▶ Data segment:
--------------------------------

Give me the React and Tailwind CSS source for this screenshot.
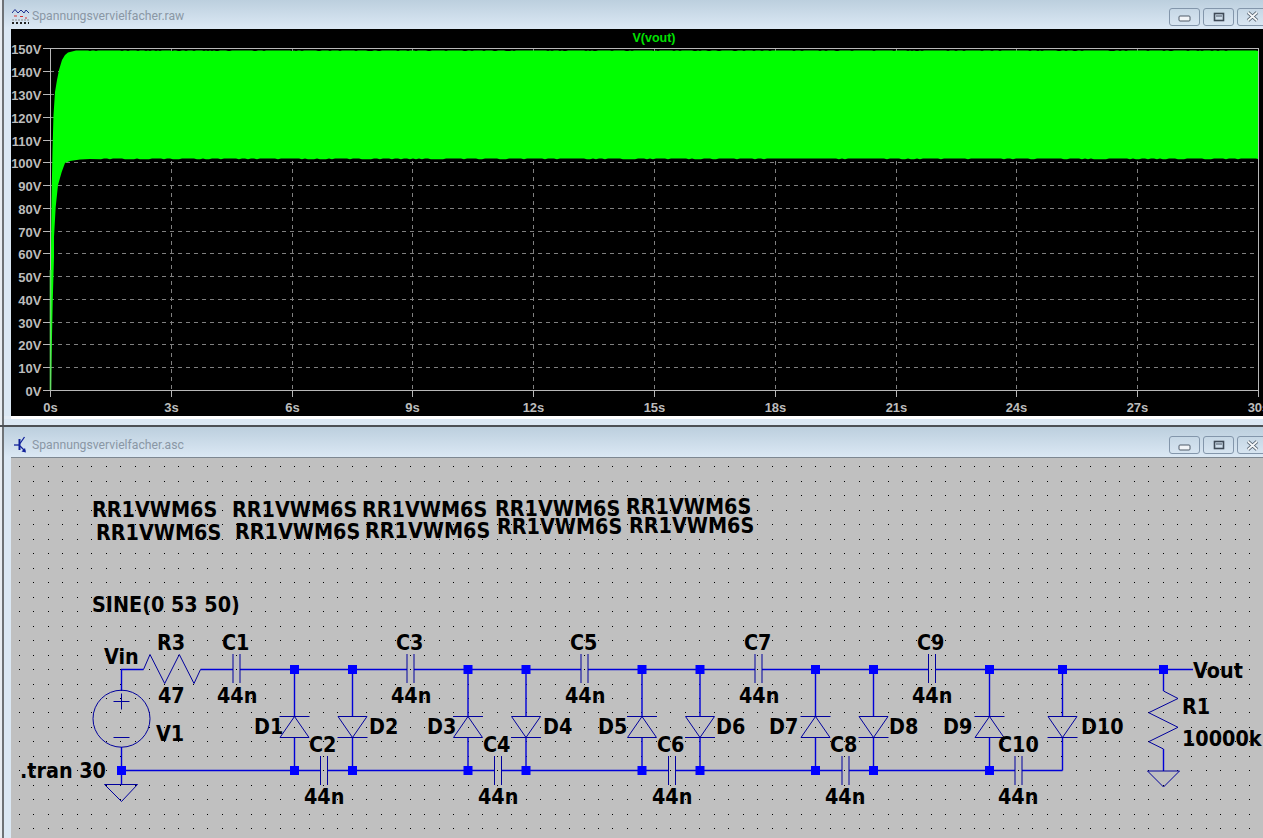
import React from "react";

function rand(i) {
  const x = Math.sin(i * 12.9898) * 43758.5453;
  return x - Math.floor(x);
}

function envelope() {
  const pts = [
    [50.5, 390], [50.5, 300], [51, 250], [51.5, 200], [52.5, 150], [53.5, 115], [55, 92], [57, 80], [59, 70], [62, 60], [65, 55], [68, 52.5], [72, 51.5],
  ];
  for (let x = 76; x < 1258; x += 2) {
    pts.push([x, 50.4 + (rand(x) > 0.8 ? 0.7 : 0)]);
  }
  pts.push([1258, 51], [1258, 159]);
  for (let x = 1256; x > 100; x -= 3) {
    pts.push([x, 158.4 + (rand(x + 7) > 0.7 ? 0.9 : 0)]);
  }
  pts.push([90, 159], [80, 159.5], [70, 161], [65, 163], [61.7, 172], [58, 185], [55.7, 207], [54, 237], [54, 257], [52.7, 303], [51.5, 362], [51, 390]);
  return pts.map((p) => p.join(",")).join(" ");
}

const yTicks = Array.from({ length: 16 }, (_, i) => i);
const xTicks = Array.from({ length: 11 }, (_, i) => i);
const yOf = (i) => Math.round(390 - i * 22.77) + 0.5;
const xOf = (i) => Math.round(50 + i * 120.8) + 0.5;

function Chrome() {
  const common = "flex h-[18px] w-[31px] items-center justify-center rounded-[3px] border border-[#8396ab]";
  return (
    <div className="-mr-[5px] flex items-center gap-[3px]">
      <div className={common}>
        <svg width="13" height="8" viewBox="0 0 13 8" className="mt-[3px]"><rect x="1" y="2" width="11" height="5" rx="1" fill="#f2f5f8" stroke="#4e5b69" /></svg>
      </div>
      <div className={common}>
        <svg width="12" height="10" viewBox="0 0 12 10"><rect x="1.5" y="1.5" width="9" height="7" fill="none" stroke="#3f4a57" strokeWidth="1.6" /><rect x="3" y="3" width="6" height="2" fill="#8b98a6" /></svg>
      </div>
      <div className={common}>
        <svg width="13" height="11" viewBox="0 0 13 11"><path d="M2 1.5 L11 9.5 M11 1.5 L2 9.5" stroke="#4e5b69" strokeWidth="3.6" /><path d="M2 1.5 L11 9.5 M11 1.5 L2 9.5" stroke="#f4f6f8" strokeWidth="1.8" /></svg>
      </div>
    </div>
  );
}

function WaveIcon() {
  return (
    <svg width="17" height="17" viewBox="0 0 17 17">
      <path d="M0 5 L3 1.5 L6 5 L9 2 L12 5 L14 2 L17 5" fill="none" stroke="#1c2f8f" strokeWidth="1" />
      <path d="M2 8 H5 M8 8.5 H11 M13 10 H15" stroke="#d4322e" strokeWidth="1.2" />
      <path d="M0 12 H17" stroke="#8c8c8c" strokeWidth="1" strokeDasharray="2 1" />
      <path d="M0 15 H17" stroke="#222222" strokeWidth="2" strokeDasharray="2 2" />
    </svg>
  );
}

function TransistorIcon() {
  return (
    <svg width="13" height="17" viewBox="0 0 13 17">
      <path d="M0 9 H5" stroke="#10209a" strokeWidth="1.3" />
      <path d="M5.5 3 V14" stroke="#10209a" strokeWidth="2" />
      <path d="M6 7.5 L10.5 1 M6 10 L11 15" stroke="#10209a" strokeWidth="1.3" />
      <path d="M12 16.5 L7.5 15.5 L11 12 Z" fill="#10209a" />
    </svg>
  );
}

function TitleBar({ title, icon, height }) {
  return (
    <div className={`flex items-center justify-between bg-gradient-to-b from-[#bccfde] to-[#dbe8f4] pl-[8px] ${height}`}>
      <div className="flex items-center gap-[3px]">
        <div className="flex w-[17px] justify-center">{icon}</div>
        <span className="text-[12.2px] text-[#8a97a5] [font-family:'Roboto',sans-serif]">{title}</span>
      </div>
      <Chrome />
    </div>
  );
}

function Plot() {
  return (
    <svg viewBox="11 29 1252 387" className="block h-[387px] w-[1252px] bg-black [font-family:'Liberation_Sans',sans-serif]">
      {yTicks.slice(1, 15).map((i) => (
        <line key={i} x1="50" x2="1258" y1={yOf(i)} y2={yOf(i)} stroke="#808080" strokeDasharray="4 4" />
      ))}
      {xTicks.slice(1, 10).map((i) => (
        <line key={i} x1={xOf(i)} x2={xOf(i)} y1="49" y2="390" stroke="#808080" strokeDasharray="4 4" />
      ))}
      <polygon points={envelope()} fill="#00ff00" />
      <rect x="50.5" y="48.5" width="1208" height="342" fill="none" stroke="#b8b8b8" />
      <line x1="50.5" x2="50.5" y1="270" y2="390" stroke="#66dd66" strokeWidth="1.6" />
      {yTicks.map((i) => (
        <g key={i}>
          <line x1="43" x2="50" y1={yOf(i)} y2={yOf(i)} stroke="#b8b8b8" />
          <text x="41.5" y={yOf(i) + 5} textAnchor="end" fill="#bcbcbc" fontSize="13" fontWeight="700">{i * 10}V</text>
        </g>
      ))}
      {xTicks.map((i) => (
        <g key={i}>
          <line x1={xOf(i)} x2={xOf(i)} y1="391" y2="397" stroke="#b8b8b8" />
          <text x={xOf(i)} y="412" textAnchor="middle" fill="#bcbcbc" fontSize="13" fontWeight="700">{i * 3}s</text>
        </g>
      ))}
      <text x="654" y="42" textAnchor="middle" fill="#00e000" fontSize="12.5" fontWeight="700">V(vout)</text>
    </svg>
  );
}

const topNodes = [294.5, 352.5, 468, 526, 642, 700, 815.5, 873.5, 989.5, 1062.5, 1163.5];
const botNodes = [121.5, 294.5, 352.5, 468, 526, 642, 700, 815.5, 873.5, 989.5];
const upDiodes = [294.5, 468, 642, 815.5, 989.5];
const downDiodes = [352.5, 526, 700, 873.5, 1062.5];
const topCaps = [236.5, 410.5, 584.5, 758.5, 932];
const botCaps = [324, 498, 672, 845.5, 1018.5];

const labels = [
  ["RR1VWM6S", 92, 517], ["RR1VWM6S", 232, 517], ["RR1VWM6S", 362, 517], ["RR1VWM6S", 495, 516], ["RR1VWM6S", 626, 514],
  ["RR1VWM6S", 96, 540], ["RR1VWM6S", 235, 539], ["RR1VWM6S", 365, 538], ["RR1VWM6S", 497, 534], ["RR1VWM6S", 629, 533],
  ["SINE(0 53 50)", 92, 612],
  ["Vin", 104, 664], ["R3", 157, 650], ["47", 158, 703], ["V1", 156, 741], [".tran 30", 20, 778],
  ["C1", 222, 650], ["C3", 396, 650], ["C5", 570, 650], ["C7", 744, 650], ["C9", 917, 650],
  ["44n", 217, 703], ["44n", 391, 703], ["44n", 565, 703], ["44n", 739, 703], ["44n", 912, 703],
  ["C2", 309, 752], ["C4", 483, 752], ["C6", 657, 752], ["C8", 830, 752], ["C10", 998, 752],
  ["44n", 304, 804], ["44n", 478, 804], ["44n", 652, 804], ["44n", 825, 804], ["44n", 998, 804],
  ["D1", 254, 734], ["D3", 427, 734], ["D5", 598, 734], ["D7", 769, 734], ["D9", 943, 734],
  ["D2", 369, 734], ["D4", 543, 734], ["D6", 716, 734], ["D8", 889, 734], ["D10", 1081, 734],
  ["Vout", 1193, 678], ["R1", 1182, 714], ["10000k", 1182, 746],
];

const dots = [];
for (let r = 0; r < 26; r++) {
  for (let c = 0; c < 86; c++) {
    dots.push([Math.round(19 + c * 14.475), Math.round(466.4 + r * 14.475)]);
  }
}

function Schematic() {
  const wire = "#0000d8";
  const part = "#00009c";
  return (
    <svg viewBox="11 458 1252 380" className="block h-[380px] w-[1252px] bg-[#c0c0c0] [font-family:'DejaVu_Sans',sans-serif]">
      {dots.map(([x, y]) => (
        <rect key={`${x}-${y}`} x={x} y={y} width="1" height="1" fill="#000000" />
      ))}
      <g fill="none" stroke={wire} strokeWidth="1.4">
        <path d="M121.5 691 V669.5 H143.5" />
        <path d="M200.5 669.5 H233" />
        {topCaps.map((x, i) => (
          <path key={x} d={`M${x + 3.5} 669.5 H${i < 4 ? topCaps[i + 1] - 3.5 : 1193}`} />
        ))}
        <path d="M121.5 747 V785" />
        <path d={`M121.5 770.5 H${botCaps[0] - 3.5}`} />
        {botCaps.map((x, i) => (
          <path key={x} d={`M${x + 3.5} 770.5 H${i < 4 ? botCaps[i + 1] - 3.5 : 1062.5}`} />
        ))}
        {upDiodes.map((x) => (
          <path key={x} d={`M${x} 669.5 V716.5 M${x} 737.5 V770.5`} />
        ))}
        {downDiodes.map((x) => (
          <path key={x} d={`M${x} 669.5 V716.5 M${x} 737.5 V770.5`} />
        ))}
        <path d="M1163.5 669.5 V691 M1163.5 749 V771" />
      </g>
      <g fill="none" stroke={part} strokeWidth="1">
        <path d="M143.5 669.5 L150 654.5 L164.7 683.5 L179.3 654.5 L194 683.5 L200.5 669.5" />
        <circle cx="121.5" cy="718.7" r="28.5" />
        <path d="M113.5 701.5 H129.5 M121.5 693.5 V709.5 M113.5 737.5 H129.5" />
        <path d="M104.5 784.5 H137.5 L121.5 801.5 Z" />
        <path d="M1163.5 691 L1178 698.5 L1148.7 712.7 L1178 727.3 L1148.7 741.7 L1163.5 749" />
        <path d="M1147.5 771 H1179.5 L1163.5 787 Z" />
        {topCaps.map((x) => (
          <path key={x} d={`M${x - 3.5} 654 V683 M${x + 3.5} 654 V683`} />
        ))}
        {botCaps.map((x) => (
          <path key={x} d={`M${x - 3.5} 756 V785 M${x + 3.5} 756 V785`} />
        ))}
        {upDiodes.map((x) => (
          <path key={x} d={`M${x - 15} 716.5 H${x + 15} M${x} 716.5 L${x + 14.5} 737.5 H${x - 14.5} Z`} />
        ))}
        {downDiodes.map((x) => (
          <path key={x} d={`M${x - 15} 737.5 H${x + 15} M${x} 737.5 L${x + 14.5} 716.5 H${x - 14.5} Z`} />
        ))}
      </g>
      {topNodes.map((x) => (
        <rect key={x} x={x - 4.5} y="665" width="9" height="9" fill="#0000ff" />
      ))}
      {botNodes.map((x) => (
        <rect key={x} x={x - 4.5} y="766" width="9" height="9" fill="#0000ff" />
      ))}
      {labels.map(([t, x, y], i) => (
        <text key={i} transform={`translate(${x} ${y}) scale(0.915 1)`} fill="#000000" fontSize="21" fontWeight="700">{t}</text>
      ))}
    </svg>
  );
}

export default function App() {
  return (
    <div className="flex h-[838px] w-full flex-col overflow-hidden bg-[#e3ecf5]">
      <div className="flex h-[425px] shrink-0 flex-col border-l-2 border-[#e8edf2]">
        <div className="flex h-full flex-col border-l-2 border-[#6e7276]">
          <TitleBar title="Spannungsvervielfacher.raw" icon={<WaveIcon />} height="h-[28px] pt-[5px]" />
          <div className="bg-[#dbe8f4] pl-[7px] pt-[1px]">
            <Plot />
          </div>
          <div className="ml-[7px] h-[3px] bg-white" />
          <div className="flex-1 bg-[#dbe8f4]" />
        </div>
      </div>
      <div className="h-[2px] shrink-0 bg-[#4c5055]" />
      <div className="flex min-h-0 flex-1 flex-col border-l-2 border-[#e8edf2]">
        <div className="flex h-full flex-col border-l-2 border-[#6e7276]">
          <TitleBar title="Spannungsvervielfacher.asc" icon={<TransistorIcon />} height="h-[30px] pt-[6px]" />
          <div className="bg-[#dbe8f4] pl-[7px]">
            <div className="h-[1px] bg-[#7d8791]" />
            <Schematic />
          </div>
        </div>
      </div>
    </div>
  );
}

--------------------------------

▶ Exercise details:
Write out again exactly the lines from the start of the data above through the line containing "const xOf = (i)", inclusive, excluding any pictures.

▶ Answer below:
Give me the React and Tailwind CSS source for this screenshot.
import React from "react";

function rand(i) {
  const x = Math.sin(i * 12.9898) * 43758.5453;
  return x - Math.floor(x);
}

function envelope() {
  const pts = [
    [50.5, 390], [50.5, 300], [51, 250], [51.5, 200], [52.5, 150], [53.5, 115], [55, 92], [57, 80], [59, 70], [62, 60], [65, 55], [68, 52.5], [72, 51.5],
  ];
  for (let x = 76; x < 1258; x += 2) {
    pts.push([x, 50.4 + (rand(x) > 0.8 ? 0.7 : 0)]);
  }
  pts.push([1258, 51], [1258, 159]);
  for (let x = 1256; x > 100; x -= 3) {
    pts.push([x, 158.4 + (rand(x + 7) > 0.7 ? 0.9 : 0)]);
  }
  pts.push([90, 159], [80, 159.5], [70, 161], [65, 163], [61.7, 172], [58, 185], [55.7, 207], [54, 237], [54, 257], [52.7, 303], [51.5, 362], [51, 390]);
  return pts.map((p) => p.join(",")).join(" ");
}

const yTicks = Array.from({ length: 16 }, (_, i) => i);
const xTicks = Array.from({ length: 11 }, (_, i) => i);
const yOf = (i) => Math.round(390 - i * 22.77) + 0.5;
const xOf = (i) => Math.round(50 + i * 120.8) + 0.5;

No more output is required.